Truman china service 1967


Tuesday, April 18, 2017

Edith Roosevelt

Edith Kermit Carow Roosevelt

Edith Kermit Carow Roosevelt was the second wife and First Lady of her childhood companion and the 26th President, Theodore Roosevelt (1901-1909).
Edith Kermit Carow knew Theodore Roosevelt from infancy; as a toddler she became a playmate of his younger sister Corinne. Born in Connecticut in 1861, daughter of Charles and Gertrude Tyler Carow, she grew up in an old New York brownstone on Union Square -- an environment of comfort and tradition. Throughout childhood she and "Teedie" were in and out of each other's houses.
Attending Miss Comstock's school, she acquired the proper finishing touch for a young lady of that era. A quiet girl who loved books, she was often Theodore's companion for summer outings at Oyster Bay, Long Island; but this ended when he entered Harvard.
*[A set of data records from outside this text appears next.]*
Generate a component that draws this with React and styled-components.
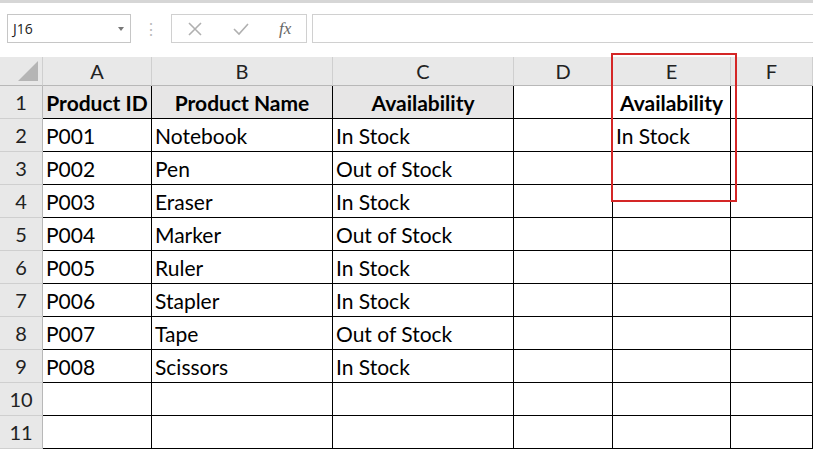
import React from 'react';
import styled, { createGlobalStyle } from 'styled-components';

const Global = createGlobalStyle`
  body { margin: 0; background: #fff; font-family: Lato, "Open Sans", sans-serif; overflow: hidden; }
`;

const Page = styled.div`
  position: relative;
  width: 813px;
  height: 455px;
  overflow: hidden;
  border-top: 3px solid #d6d6d6;
  box-sizing: border-box;
`;

const Toolbar = styled.div`
  display: flex;
  align-items: center;
  height: 42px;
  padding: 9px 0 0 7px;
  box-sizing: border-box;
`;

const NameBox = styled.div`
  width: 124px;
  height: 29px;
  border: 1px solid #c6c6c6;
  box-sizing: border-box;
  display: flex;
  align-items: center;
  justify-content: space-between;
  padding: 0 6px 0 5px;
  font-size: 14px;
  color: #222;
  font-family: "Open Sans", sans-serif;
`;

const Caret = styled.span`
  width: 0; height: 0;
  border-left: 3px solid transparent;
  border-right: 3px solid transparent;
  border-top: 4px solid #777;
`;

const Dots = styled.div`
  width: 40px;
  display: flex;
  justify-content: center;
  color: #bbb;
  font-size: 16px;
`;

const IconBox = styled.div`
  width: 136px;
  height: 29px;
  border: 1px solid #d0d0d0;
  box-sizing: border-box;
  display: flex;
  align-items: center;
  justify-content: space-around;
`;

const Fx = styled.span`
  font-family: "Liberation Serif", serif;
  font-style: italic;
  color: #666;
  font-size: 17px;
`;

const Formula = styled.div`
  flex: 1;
  height: 29px;
  margin-left: 5px;
  border: 1px solid #d0d0d0;
  border-right: none;
  box-sizing: border-box;
`;

const Sheet = styled.div`
  display: grid;
  grid-template-columns: 43px 109px 181px 181px 99px 118px 82px;
  grid-template-rows: 29px repeat(11, 33px);
  margin-top: 12px;
`;

const ColHead = styled.div`
  background: #e8e8e8;
  border-right: 1px solid #cfcfcf;
  border-bottom: 1px solid #b8b8b8;
  display: flex;
  align-items: center;
  justify-content: center;
  font-size: 20px;
  color: #222;
`;

const Corner = styled(ColHead)`
  position: relative;
  &::after {
    content: '';
    position: absolute;
    right: 4px;
    bottom: 4px;
    border-left: 20px solid transparent;
    border-bottom: 20px solid #b5b5b5;
  }
`;

const RowHead = styled.div`
  background: #e8e8e8;
  border-right: 1px solid #b8b8b8;
  border-bottom: 1px solid #cfcfcf;
  display: flex;
  align-items: center;
  justify-content: center;
  font-size: 20px;
  color: #222;
`;

const Cell = styled.div`
  border-right: 1px solid #000;
  border-bottom: 1px solid #000;
  background: ${p => (p.$fill ? '#e7e6e6' : '#fff')};
  font-weight: ${p => (p.$bold ? 700 : 400)};
  display: flex;
  align-items: center;
  justify-content: ${p => (p.$center ? 'center' : 'flex-start')};
  padding: 0 3px;
  font-size: 21px;
  color: #000;
  white-space: nowrap;
  overflow: hidden;
`;

const Highlight = styled.div`
  position: absolute;
  left: 611px;
  top: 50px;
  width: 126px;
  height: 149px;
  border: 2px solid #d42626;
  box-sizing: border-box;
  pointer-events: none;
`;

const data = [
  ['P001', 'Notebook', 'In Stock'],
  ['P002', 'Pen', 'Out of Stock'],
  ['P003', 'Eraser', 'In Stock'],
  ['P004', 'Marker', 'Out of Stock'],
  ['P005', 'Ruler', 'In Stock'],
  ['P006', 'Stapler', 'In Stock'],
  ['P007', 'Tape', 'Out of Stock'],
  ['P008', 'Scissors', 'In Stock'],
  ['', '', ''],
  ['', '', ''],
];

export default function App() {
  return (
    <Page>
      <Global />
      <Toolbar>
        <NameBox>J16<Caret /></NameBox>
        <Dots>⋮</Dots>
        <IconBox>
          <svg width="16" height="16" viewBox="0 0 16 16"><path d="M2 2L14 14M14 2L2 14" stroke="#b0b0b0" strokeWidth="1.6" /></svg>
          <svg width="18" height="16" viewBox="0 0 18 16"><path d="M2 8L7 13L16 3" stroke="#b0b0b0" strokeWidth="1.6" fill="none" /></svg>
          <Fx>fx</Fx>
        </IconBox>
        <Formula />
      </Toolbar>
      <Sheet>
        <Corner />
        {['A', 'B', 'C', 'D', 'E', 'F'].map(c => <ColHead key={c}>{c}</ColHead>)}
        <RowHead>1</RowHead>
        <Cell $bold $fill $center>Product ID</Cell>
        <Cell $bold $fill $center>Product Name</Cell>
        <Cell $bold $fill $center>Availability</Cell>
        <Cell />
        <Cell $bold $center>Availability</Cell>
        <Cell />
        {data.map((r, i) => (
          <React.Fragment key={i}>
            <RowHead>{i + 2}</RowHead>
            <Cell>{r[0]}</Cell>
            <Cell>{r[1]}</Cell>
            <Cell>{r[2]}</Cell>
            <Cell />
            <Cell>{i === 0 ? 'In Stock' : ''}</Cell>
            <Cell />
          </React.Fragment>
        ))}
      </Sheet>
      <Highlight />
    </Page>
  );
}
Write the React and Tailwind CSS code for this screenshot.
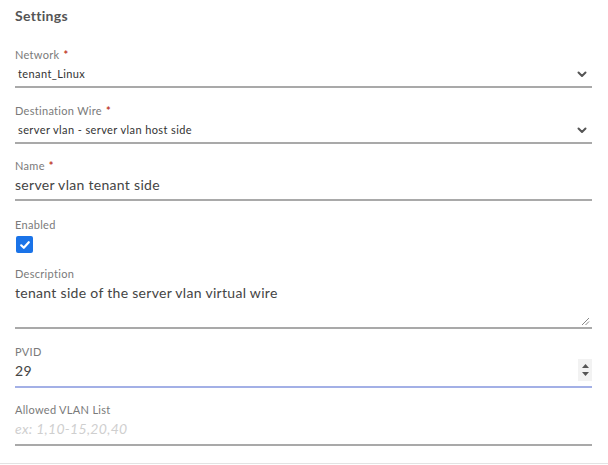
import React from "react";

const font = { fontFamily: "Lato, 'Open Sans', sans-serif" };

function Label({ children, req }) {
  return (
    <div className="h-[17px] text-[11px] leading-[17px] tracking-[0.3px] text-[#7a7a7a]">
      {children}
      {req && <span className="ml-[4px] text-[#c0392b] font-bold">*</span>}
    </div>
  );
}

function Chevron() {
  return (
    <svg width="10" height="7" viewBox="0 0 10 7" className="mr-[5px]">
      <path d="M1.5 1.5 L5 5 L8.5 1.5" fill="none" stroke="#555" strokeWidth="2" strokeLinecap="round" strokeLinejoin="round" />
    </svg>
  );
}

function SelectField({ label, value, className }) {
  return (
    <div className={className}>
      <Label req>{label}</Label>
      <div className="flex h-[23px] items-center justify-between border-b-2 border-[#a9a9a9] box-content">
        <span className="pl-[3px] text-[11px] tracking-[0.4px] text-[#333]">{value}</span>
        <Chevron />
      </div>
    </div>
  );
}

export default function App() {
  return (
    <div className="w-[608px] h-[465px] bg-white" style={font}>
      <div className="h-[464px] border-b border-[#e3e3e3] px-[15px] pr-[16px]">
        <div className="h-[32px] pt-[6px] text-[14px] font-bold leading-[20px] tracking-[0.3px] text-[#555]">Settings</div>
        <SelectField className="mt-[14px]" label="Network" value="tenant_Linux" />
        <SelectField className="mt-[14px]" label="Destination Wire" value="server vlan - server vlan host side" />
        <div className="mt-[13px]">
          <Label req>Name</Label>
          <div className="h-[25px] border-b-2 border-[#a9a9a9] box-content text-[14px] leading-[22px] tracking-[0.3px] text-[#444]">
            server vlan tenant side
          </div>
        </div>
        <div className="mt-[15px]">
          <Label>Enabled</Label>
          <div className="mt-[3px] ml-[1px] flex h-[17px] w-[17px] items-center justify-center rounded-[2px] bg-[#1a73e8]">
            <svg width="12" height="12" viewBox="0 0 12 12">
              <path d="M2.2 6.3 L4.8 8.8 L9.8 3.2" fill="none" stroke="white" strokeWidth="2.2" strokeLinecap="round" strokeLinejoin="round" />
            </svg>
          </div>
        </div>
        <div className="mt-[12px]">
          <Label>Description</Label>
          <div className="relative h-[45px] border-b-2 border-[#a9a9a9] box-content text-[14px] leading-[22px] tracking-[0.3px] text-[#444]">
            tenant side of the server vlan virtual wire
            <svg width="9" height="9" viewBox="0 0 9 9" className="absolute right-[2px] bottom-[1px]">
              <path d="M1 8 L8 1 M4.5 8 L8 4.5" stroke="#888" strokeWidth="1" />
            </svg>
          </div>
        </div>
        <div className="mt-[14px]">
          <Label>PVID</Label>
          <div className="relative flex h-[26px] items-start justify-between border-b-2 border-[#a3b0e6] box-content text-[14px] leading-[22px] tracking-[0.3px] text-[#444]">
            <span>29</span>
            <div className="mt-[-1px] flex h-[22px] w-[14px] flex-col items-center justify-center gap-[4px] bg-[#f2f2f2]">
              <svg width="7" height="4" viewBox="0 0 7 4"><path d="M0 4 L3.5 0 L7 4 Z" fill="#555" /></svg>
              <svg width="7" height="4" viewBox="0 0 7 4"><path d="M0 0 L3.5 4 L7 0 Z" fill="#555" /></svg>
            </div>
          </div>
        </div>
        <div className="mt-[13px]">
          <Label>Allowed VLAN List</Label>
          <div className="h-[26px] border-b-2 border-[#a9a9a9] box-content text-[14px] leading-[22px] tracking-[0.3px] italic text-[#cfcfcf]">
            ex: 1,10-15,20,40
          </div>
        </div>
      </div>
    </div>
  );
}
Although she attended his wedding to Alice Hathaway Lee in 1880, their lives ran separately until 1885, when he was a young widower with an infant daughter, Alice.
Putting tragedy behind him, he and Edith were married in London in December 1886. They settled down in a house on Sagamore Hill, at Oyster Bay, headquarters for a family that added five children in ten years: Theodore, Kermit, Ethel, Archibald, and Quentin. Throughout Roosevelt's intensely active career, family life remained close and entirely delightful. A small son remarked one day, "When Mother was a little girl, she must have been a boy!"

Public tragedy brought them into the White House, eleven days after President McKinley succumbed to an assassin's bullet. Assuming her new duties with characteristic dignity, Mrs. Roosevelt meant to guard the privacy of a family that attracted everyone's interest, and she tried to keep reporters outside her domain. The public, in consequence, heard little of the vigor of her character, her sound judgment, her efficient household management.
But in this administration the White House was unmistakably the social center of the land. Beyond the formal occasions, smaller parties brought together distinguished men and women from varied walks of life. Two family events were highlights: the wedding of "Princess Alice" to Nicholas Longworth, and Ethel's debut. A perceptive aide described the First Lady as "always the gentle, high-bred hostess; smiling often at what went on about her, yet never critical of the ignorant and tolerant always of the little insincerities of political life."

T.R. once wrote to Ted Jr. that "if Mother had been a mere unhealthy Patient Griselda I might have grown set in selfish and inconsiderate ways." She continued, with keen humor and unfailing dignity, to balance her husband's exuberance after they retired in 1909.
After his death in 1919, she traveled abroad but always returned to Sagamore Hill as her home. Alone much of the time, she never appeared lonely, being still an avid reader -- "not only cultured but scholarly," as T.R. had said. She kept till the end her interest in the Needlework Guild, a charity which provided garments for the poor, and in the work of Christ Church at Oyster Bay. She died on September 30, 1948, at the age of 87.
During her time as FL, she was instrumental in changing the private residence. Security was lax and people would wander into the private residence so she removed the presidential staff from the second floor. She was also involved with the 1902 renovation and addition of the West Wing which gave it the classical look, and on the ground floor, the gallery of the First Ladies collection.